There is a clear need to develop more accurate methods to discriminate viral and bacterial respiratory infections in both routine clinical care and pandemic settings. Classical and pathogen-specific methods alone are unlikely to fully meet these needs, and laboratories cannot be expected to constantly adopt new equipment, reagents and expertise. Further development of a host-based test, agnostic to the specific pathogen, which can be performed from an accessible, minimally invasive specimen (blood) and which can rule out infection (as a first step) and classify viral versus bacterial infection with a high degree of certainty should be a target of research efforts. Such a test is ideal for use in low-resource areas and during pandemics, can reduce overall antibiotic use, improve the targeted use of antibiotics for bacterial pneumonia and co-infections and increase the opportunity to initiate antiviral therapies for influenza and RSV as appropriate.

Key issues

  • Acute respiratory tract infections caused by viruses and bacteria may be clinically indistinguishable, and diagnostic methods are often not used to make treatment decisions.

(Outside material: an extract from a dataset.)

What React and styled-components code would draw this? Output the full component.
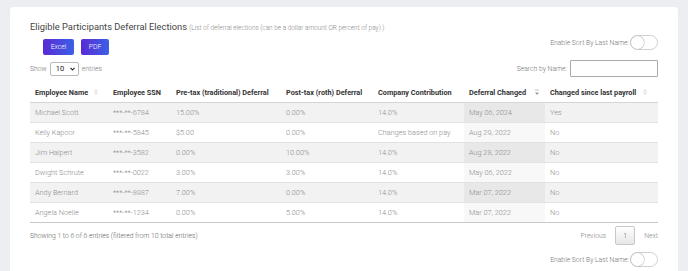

  • Inappropriate use and overprescribing of antibiotics is common and has led to an alarming increase in multidrug-resistant organisms.

  • Existing infectious disease diagnostics (approved and in development) are based upon a prior knowledge of the organism and thus must be tailored to detect novel pathogens.

  • Improved approaches to diagnose respiratory tract infections are needed as new antibiotics in development are insufficient to overcome current resistance issues.

  • The host response to infection, assayed by a multigene RNA profile in peripheral blood, represents a novel approach to guiding appropriate antibiotic therapy.

Financial & competing interests disclosure

GS Ginsburg and C Woods have patents pending on host-based diagnostics for pathogen identification. They also receive funding from Novartis to develop novel biomarkers for infectious disease. The authors have no other relevant affiliations or financial involvement with any organization or entity with a financial interest in or financial conflict with the subject matter or materials discussed in the manuscript apart from those disclosed.

No writing assistance was utilized in the production of this manuscript.